BOSTON — The Democrat who let the late Edward M. Kennedy's Senate seat slip from her grasp now risks losing her day job to an unexpected opponent: A last-minute write-in candidate.
Following a crushing Senate loss to Republican Scott Brown in a January special election, Martha Coakley faced no GOP challenger in her bid for re-election as state attorney general.
That changed when James McKenna won an unlikely write-in GOP nomination two weeks ago. And with the help of Brown's campaign consultants, McKenna is trying to brand Coakley as part of the establishment in a state where voters have recently shown they're willing to shake things up.
"The Beacon Hill boys and girls club is a free-for-all of waste, fraud and corruption, where holier-than-thou attitudes prevail and the special interests run the show. I'm listening to the people, and they say, 'No more,' and I agree," McKenna, a former prosecutor, said Wednesday on the first of three campaign announcement stops across the state.
Coakley and McKenna hold their first debate Thursday, but she said in an interview she relishes the campaign and the chance it gives her to defend her record.
"I think an attorney general is not a political job; it's a law enforcement job," she said. "I'm proud of my record, I'll stand on it and I think it's easy for someone who's not been in public service, and who's not been in the public sector, to kind of stand by the sidelines and sort of throw brickbats. But I'm happy to answer 'em."

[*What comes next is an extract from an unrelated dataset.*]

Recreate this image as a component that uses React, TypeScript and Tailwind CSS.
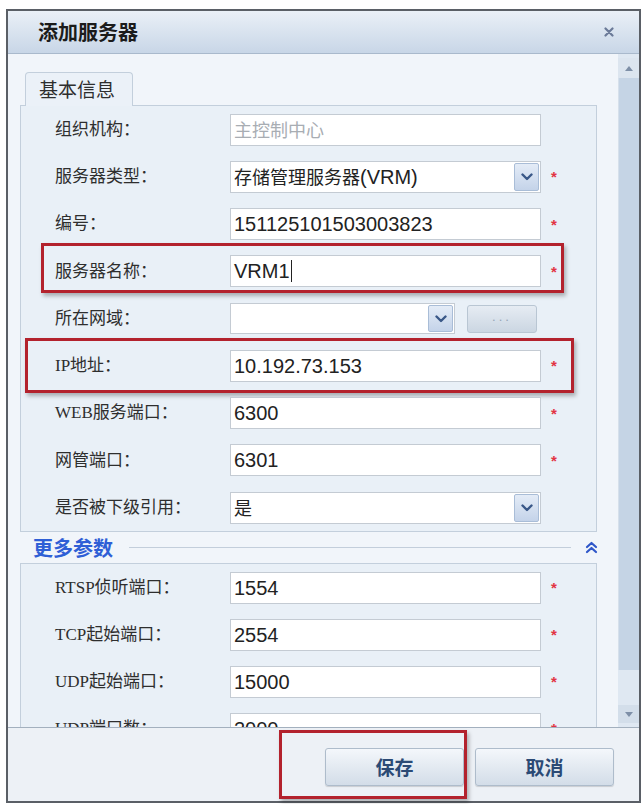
import React from "react";

const labelFont = "font-['Liberation_Serif','Noto_Sans_CJK_SC',serif]";
const valueFont = "font-['Liberation_Sans','Noto_Sans_CJK_SC',sans-serif]";
const cjkFont = "font-['Noto_Sans_CJK_SC',sans-serif]";

function ChevronDown() {
  return (
    <svg width="12" height="8" viewBox="0 0 12 8">
      <path d="M1.5 1.5 L6 6 L10.5 1.5" stroke="#3a5888" strokeWidth="2.4" fill="none" strokeLinecap="round" strokeLinejoin="round" />
    </svg>
  );
}

function Star() {
  return (
    <span className="ml-[8px] w-[10px] text-center text-[15px] leading-none font-bold text-[#e23444] font-['Liberation_Sans',sans-serif]">
      *
    </span>
  );
}

function Row({ label, children, required, pitch = "h-[47.25px]" }: { label: React.ReactNode; children: React.ReactNode; required?: boolean; pitch?: string }) {
  return (
    <div className={`relative flex items-center ${pitch}`}>
      <div className={`w-[209px] pl-[34px] text-[17px] text-[#2e2e2e] ${labelFont}`}>{label}</div>
      {children}
      {required && <Star />}
    </div>
  );
}

function TextBox({ children, muted }: { children?: React.ReactNode; muted?: boolean }) {
  return (
    <div
      className={`flex h-[32px] w-[311px] items-center border border-[#c4cbd3] bg-white pl-[3px] text-[20px] ${valueFont} ${
        muted ? "text-[#a8adb3]" : "text-[#222]"
      }`}
    >
      {children}
    </div>
  );
}

function SelectBox({ children, width = "w-[311px]", height = "h-[32px]" }: { children?: React.ReactNode; width?: string; height?: string }) {
  return (
    <div className={`flex ${height} ${width} items-stretch border border-[#c4cbd3] bg-white`}>
      <div className={`flex flex-1 items-center pl-[3px] text-[20px] text-[#222] ${valueFont}`}>{children}</div>
      <div className="m-[1px] flex w-[25px] items-center justify-center rounded-[2px] border border-[#a9bdd7] bg-linear-to-b from-[#e4ecf7] to-[#c4d3e9]">
        <ChevronDown />
      </div>
    </div>
  );
}

function RedBox({ className }: { className: string }) {
  return (
    <div
      className={`pointer-events-none absolute border-[3px] border-[#b3222d] shadow-[2px_3px_4px_rgba(0,0,0,0.28)] ${className}`}
    />
  );
}

function FooterButton({ children }: { children: React.ReactNode }) {
  return (
    <button className="flex h-[38px] w-[139px] items-center justify-center rounded-[3px] border border-[#aebccb] bg-linear-to-b from-[#f4f7fb] to-[#d3dde8] text-[19px] font-bold text-[#2b4a75] font-['Noto_Sans_CJK_SC',serif] shadow-[0_1px_1px_rgba(0,0,0,0.15)]">
      {children}
    </button>
  );
}

export default function App() {
  return (
    <div className="h-[804px] w-[643px] bg-white pl-[6px] pt-[9px]">
      <div className="relative flex h-[794px] w-[635px] flex-col border-2 border-[#5a5f66] bg-[#f1f5fa]">
        {/* title bar */}
        <div className="flex h-[43px] shrink-0 items-center justify-between border-b border-[#a9b9cc] bg-linear-to-b from-[#eaf0f7] to-[#c8d6e7] pl-[30px] pr-[25px]">
          <span className={`text-[20px] font-bold text-[#1b1b1b] ${cjkFont}`}>添加服务器</span>
          <svg width="10" height="10" viewBox="0 0 10 10">
            <path d="M1.5 1.5 L8.5 8.5 M8.5 1.5 L1.5 8.5" stroke="#6b7a98" strokeWidth="2.2" strokeLinecap="round" />
          </svg>
        </div>

        {/* body */}
        <div className="flex h-[673px] shrink-0">
          <div className="flex-1 overflow-hidden pt-[18px]">
            <div className="relative z-10 -mb-px ml-[17px] flex h-[34px] w-[108px] items-center rounded-t-[4px] border border-b-0 border-[#c3cfdc] bg-[#ebf1f8] pl-[13px]">
              <span className={`text-[19px] text-[#2e2e2e] ${cjkFont}`}>基本信息</span>
            </div>
            <div className="ml-[12px] w-[577px] border border-[#c3cfdc] bg-[#e9f0f7]">
              <Row label="组织机构：">
                <TextBox muted>
                  <span className="text-[18px] font-['Noto_Sans_CJK_SC',sans-serif]">主控制中心</span>
                </TextBox>
              </Row>
              <Row label="服务器类型：" required>
                <SelectBox>
                  <span className="text-[18px] font-['Noto_Sans_CJK_SC',sans-serif]">存储管理服务器</span>
                  <span>(VRM)</span>
                </SelectBox>
              </Row>
              <Row label="编号：" required>
                <TextBox>151125101503003823</TextBox>
              </Row>
              <Row label="服务器名称：" required>
                <TextBox>
                  VRM1
                  <span className="ml-[1px] inline-block h-[22px] w-[1px] bg-[#222]" />
                </TextBox>
                <RedBox className="left-[20px] top-[-5px] h-[50px] w-[523px]" />
              </Row>
              <Row label="所在网域：">
                <SelectBox width="w-[225px]" height="h-[31px]" />
                <div className="ml-[12px] flex h-[28px] w-[70px] items-center justify-center rounded-[3px] border border-[#b9c6d3] bg-linear-to-b from-[#e6ecf3] to-[#cbd6e2] pb-[4px] text-[13px] tracking-[3px] text-[#95a4b6] font-['Liberation_Sans',sans-serif]">
                  ...
                </div>
              </Row>
              <Row label="IP地址：" required>
                <TextBox>10.192.73.153</TextBox>
                <RedBox className="left-[4px] top-[-4px] h-[55px] w-[549px]" />
              </Row>
              <Row label="WEB服务端口：" required>
                <TextBox>6300</TextBox>
              </Row>
              <Row label="网管端口：" required>
                <TextBox>6301</TextBox>
              </Row>
              <Row label="是否被下级引用：">
                <SelectBox>
                  <span className="text-[18px] font-['Noto_Sans_CJK_SC',sans-serif]">是</span>
                </SelectBox>
              </Row>
            </div>

            {/* collapsible section header */}
            <div className="flex h-[31px] items-center pl-[25px] pr-[20px]">
              <span className={`text-[20px] font-bold text-[#2f5fd6] ${cjkFont}`}>更多参数</span>
              <div className="ml-[16px] h-px flex-1 bg-[#c3cedb]" />
              <div className="ml-[14px] flex w-[13px] justify-center">
                <svg width="13" height="13" viewBox="0 0 13 13">
                  <path d="M2 6 L6.5 2 L11 6 M2 11 L6.5 7 L11 11" stroke="#2f57c9" strokeWidth="2.2" fill="none" strokeLinecap="round" strokeLinejoin="round" />
                </svg>
              </div>
            </div>

            <div className="ml-[12px] w-[577px] border border-[#c3cfdc] bg-[#e9f0f7]">
              <Row label="RTSP侦听端口：" required pitch="h-[47px]">
                <TextBox>1554</TextBox>
              </Row>
              <Row label="TCP起始端口：" required pitch="h-[47px]">
                <TextBox>2554</TextBox>
              </Row>
              <Row label="UDP起始端口：" required pitch="h-[47px]">
                <TextBox>15000</TextBox>
              </Row>
              <Row label="UDP端口数：" required pitch="h-[47px]">
                <TextBox>2000</TextBox>
              </Row>
            </div>
          </div>

          {/* scrollbar */}
          <div className="flex w-[21px] shrink-0 flex-col bg-[#dfe8f2] pt-[4px] pb-[4px]">
            <div className="flex h-[20px] items-center justify-center bg-[#dce5ef]">
              <svg width="8" height="5" viewBox="0 0 8 5">
                <path d="M0 5 L4 0 L8 5 Z" fill="#7e8fa7" />
              </svg>
            </div>
            <div className="h-[592px] border-l border-[#d6e0eb] bg-[#c5d4e5]" />
            <div className="flex-1" />
            <div className="flex h-[18px] items-center justify-center bg-[#d3deea]">
              <svg width="8" height="5" viewBox="0 0 8 5">
                <path d="M0 0 L4 5 L8 0 Z" fill="#7e8fa7" />
              </svg>
            </div>
          </div>
        </div>

        {/* footer */}
        <div className="relative flex flex-1 items-start justify-end gap-[11px] border-t border-[#a3b0be] bg-[#edf1f6] pr-[25px] pt-[20px]">
          <FooterButton>保存</FooterButton>
          <FooterButton>取消</FooterButton>
          <RedBox className="left-[271px] top-[2px] h-[69px] w-[188px]" />
        </div>
      </div>
    </div>
  );
}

The rejoinder was emblematic of the more aggressive posture Coakley has struck since she disappointed Democrats nationally by losing control of Kennedy's seat.
The defeat not only ended a political rise that started when Coakley was a young prosecutor, but it cost President Barack Obama the veto-proof majority he hoped to use to pass his health care overhaul in the Senate.
Obama ultimately prevailed after parliamentary maneuvering, but Brown has gone on to national fame as a pivotal swing vote. The 57-year-old Coakley has reverted to crisscrossing Massachusetts to retain the job she's held for two terms.
"I don't see her as vulnerable," said Tufts University political science professor Jeffrey Berry, noting that a higher composition of Democrats will turn out for the general election.
Berry also said Coakley erred in trying to ignore Brown before he became "something of a cult figure." And this time, the governor's race will overshadow campaigns for the state's other constitutional offices.
Republican Charles Baker is waging a stiff challenge to incumbent Democratic Gov. Deval Patrick in a race some analysts see as a bellwether for Obama's re-election prospects. There has been no public polling in the attorney general's race, but Coakley has a substantial cash advantage over McKenna in this traditionally Democratic state: $400,000 to $5,000, according to their most recent campaign finance reports.
McKenna, 49, stunned both the Massachusetts Republican Party and state election officials in the Sept. 14 primary by successfully garnering 27,711 write-in votes – nearly triple what he needed to qualify for the general election ballot.
The state GOP quickly assembled a new campaign team led by Beth Lindstrom, Brown's campaign manager. She is being assisted by Brown's former campaign political and new media directors.
That team has since sought to reprise Brown's line of attack. In an e-mail Wednesday, they branded Coakley as aloof, just as they did last winter after Coakley complained about shaking hands in the cold outside a hockey game.
"It's like Greenwich Village," a local newspaper that was cited in the e-mail quoted Coakley as saying Monday while she toured a row of trendy shops in solidly blue-collar Worcester. "Who knew?"
Laura Rigas, McKenna's communications director, said in a statement, "What did she expect? Martha is out of touch, plain and simple."